Mr Blair added: “I think it’s absolutely inevitable that if you put the choice before the country - hard Brexit Tory party, hard-left Labour Party - it doesn’t matter what I say, what I want to happen, what anyone else says, you leave that amount of fertile territory open, someone is going to cultivate it.”

Mr Blair expressed concerns about Labour’s current position, before saying: “If you want to get back to winning ways, this is not the position to be in.”

He said he believed Labour deputy leader Tom Watson has “shown really great leadership” in recent weeks when asked about the move to set up a social democratic group within the party.

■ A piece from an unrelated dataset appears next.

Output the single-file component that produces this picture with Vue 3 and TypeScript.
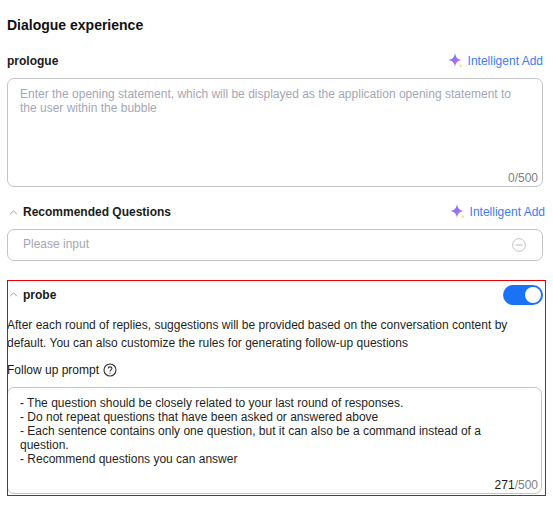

Mr Blair added: “As a result of what he’s doing, he’s encouraging people who do share a perspective of the Labour Party as a governing, modern, progressive party, he’s actually encouraging them in a sense to stay because he’s providing a space within which people can debate and argue.”

Earlier, shadow chancellor John McDonnell pointed to different groups which already exist within Labour.

He told Sky News’ Sophy Ridge on Sunday: “Tom is bringing other people together, he has a perfect right to do that, that’s fair enough.

“We need as much policy debate as we possibly can and I welcome that.

“We’re a pluralist broad church and let’s welcome that.”

Labour peer Lord Falconer of Thoroton, who served as a minister under Mr Blair, said he is “not at all” tempted to leave the party.

But he told BBC Radio 5 Live’s Pienaar’s Politics: “There’s a lot of anxiety in the Lords about the leadership of the Labour Party and there are a lot of people, I suspect, toying with whether they’re staying or not.”